Sometimes, writers get antsy when they’re not writing. We feel like if we’re not writing, we aren’t striving towards our goal, or that we’re lazy. I’ve been feeling this way for the last two weeks since my laptop died. I keep telling myself that by working on fixing my laptop, I am actually working at writing (in an indirect way). This is all progress.
Yet I still feel like I’m going backwards!
The epic saga:
In my last post, I have a screen shot of the multiple errors that occur when trying to boot my laptop…everything from thermal failure to no SATA devices detected. I immediately assumed the 10 year old laptop’s motherboard had bit the dust (not the 1 year old pro-level SSD within it).
So, I bought a second laptop of identical model (Dell Inspiron 1545 circa 2009) from eBay for $50 and put the SSD in that. This should have been an easy fix. With the exact same hardware configuration (I was eventually planning to swap my processor and ram into the new unit since I had upgraded those), Windows should have no problem activating.
But it didn’t work!

I was flabbergasted. Was my enterprise-grade, nearly new SSD dead? I decided to try the regular Seagate hard drive that came with the eBay laptop, and gosh darn it that sucker worked fine in either laptop!
I’ve built somewhere along the lines of twenty desktops, and customized many laptops, and I run a blog about energy efficient computing in the name of science. I was so sure the laptop itself was dead. I must be losing my touch, I thought. There was nothing for it but to obtain a new SSD and try to warranty the old one. So, while I ordered up a brand new Samsung drive, I decided to try the dead drive in my gaming desktop. I mean, why not? I had nothing to lose.
Imagine my surprise when I found out it actually worked! What sort of weird defect would make an SSD not work in laptops but work fine in a desktop? Confused yet happy, I set about extracting the data off of the drive. I was able to save the latest drafts of my stories, plus all my other files. On a whim, I reformatted the drive, thinking that might have something to do with the indigestion it seemed to give my laptop. No dice…it still wouldn’t boot (no drive detected in either machine). Tearfully I resigned myself to having to reinstall Windows 10 on the new drive and go through the whole process of rebuilding my file system just the way I like it.
Fast-forward a few days, and the new SSD is here! Ferociously I open the package and gaze down at the shiny Samsung 860 Pro drive…the best SATA SSD money can buy! Soon, I will be happily typing away, working on outlining the sequel to Sagitta, along with my stand-alone StarFighter novel Hrain.
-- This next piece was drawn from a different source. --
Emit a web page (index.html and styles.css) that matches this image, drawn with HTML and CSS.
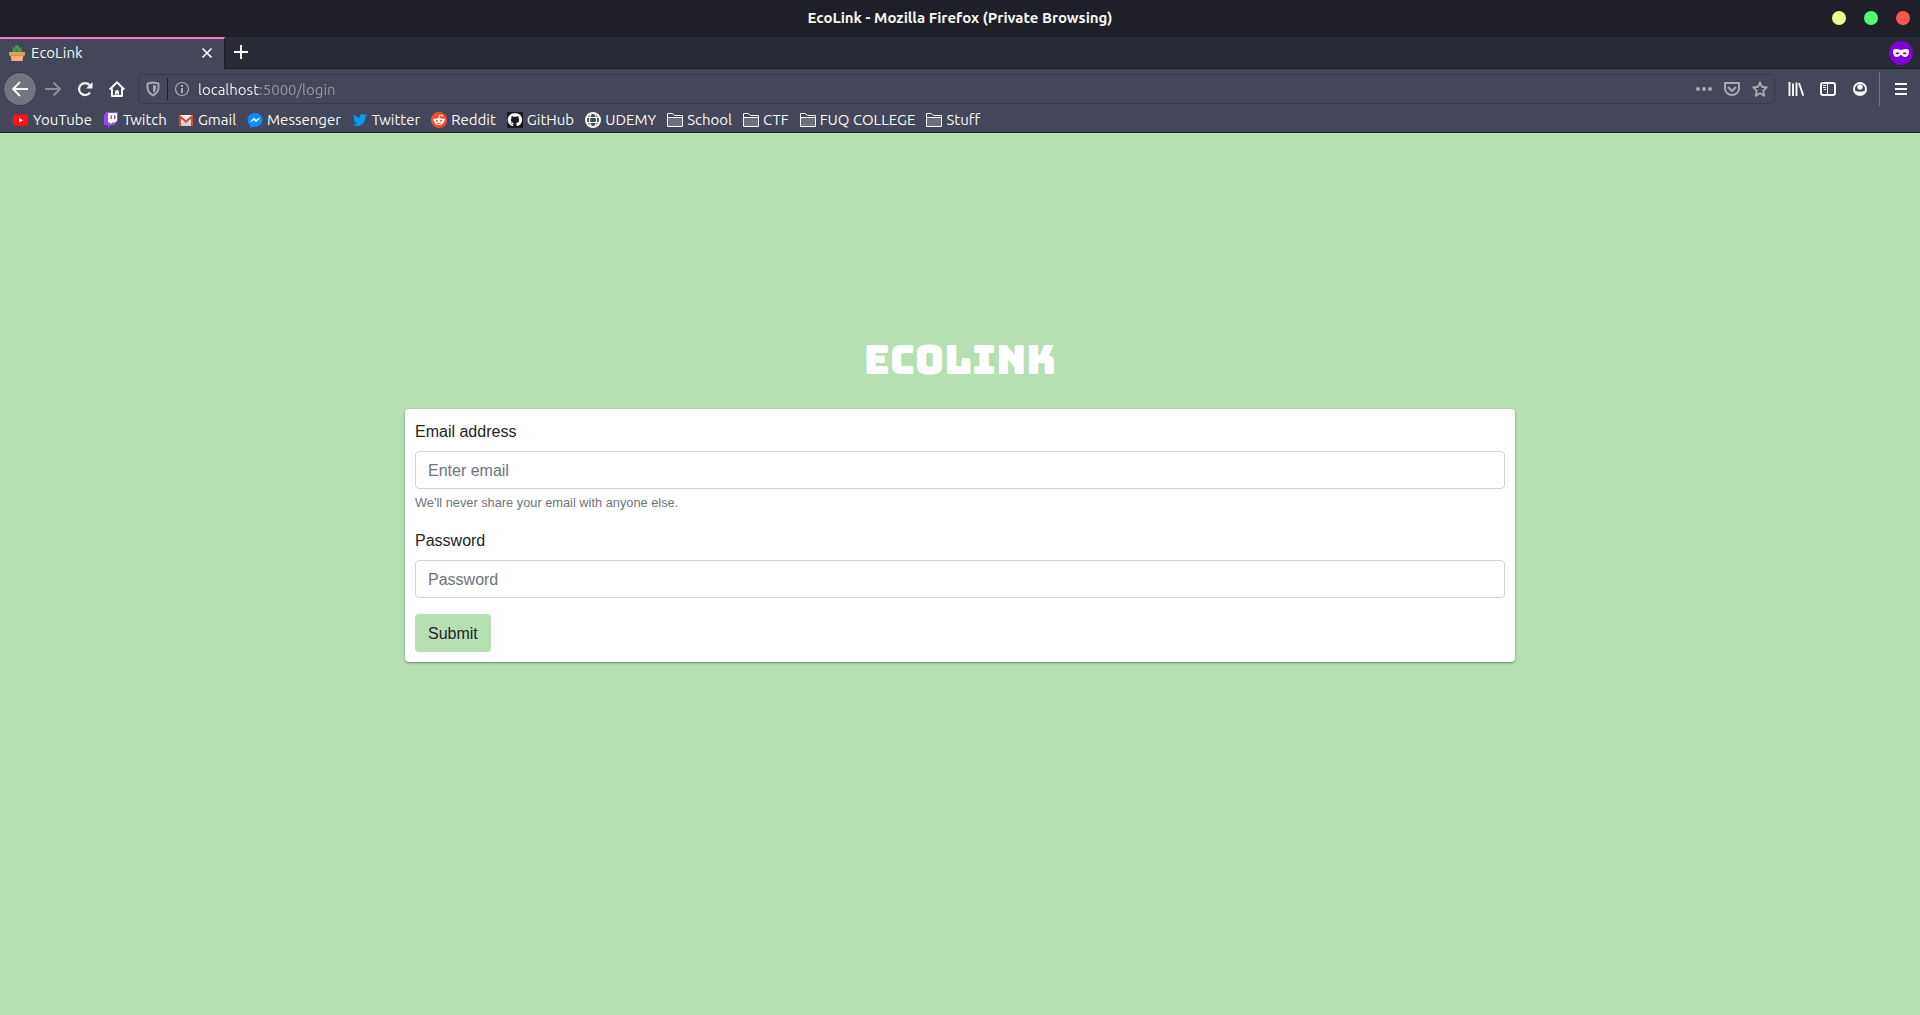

But it wasn’t to be. The new drive wasn’t detected either. I got the same stupid message.
No hard disk drive detected. Please reseat the drive and try again.
What was going on? Two laptops, two Samsung SSDs, no joy. I had to be missing something.
On a hunch, I separated the exterior bezel trim from the hard drive caddy and maneuvered the drive into the side of the laptop. I found that if I used a butter knife, I could maneuver the end of the drive caddy just so to get slightly more resistance as I pushed the drive into the computer. Thinking back, it did feel like it was just sliding in their a bit too easily.
Here’s a view of the drive installed without the exterior trim. Notice it’s sitting in there a bit funny. If the trim were installed, it would have forced the end of the drive lower towards the bottom of the laptop.

I press the power button, and VOILA! It worked!
Then, my face falls as I realize the error message the computer has been giving me the whole time was 100% correct (for once). The drive was fine, it just had become unseated. It turns out the hard drive bracket on a Dell Inspiron 1545 doesn’t work quite as well with a slimmer SSD, such that installing it causes it to miss the internal SATA plugs within the laptop. When I upgraded the machine last year with the SSD, I must have gotten super lucky to get it to connect, but even that grip on the plug was tenuous. It had come undone when my 2-year-old was “practicing” typing his name.
So, now I get to re-install Windows 10, try and dig out my Office licence key (assuming I can even find the disc), and re-do the whole thing. Sheesh!
TL;DR: I reformatted my perfectly good SSD thinking it had failed and spent a bunch of money on a laptop and a new drive that I didn’t need, when all that had happened was the drive got unseated and was perfectly fine.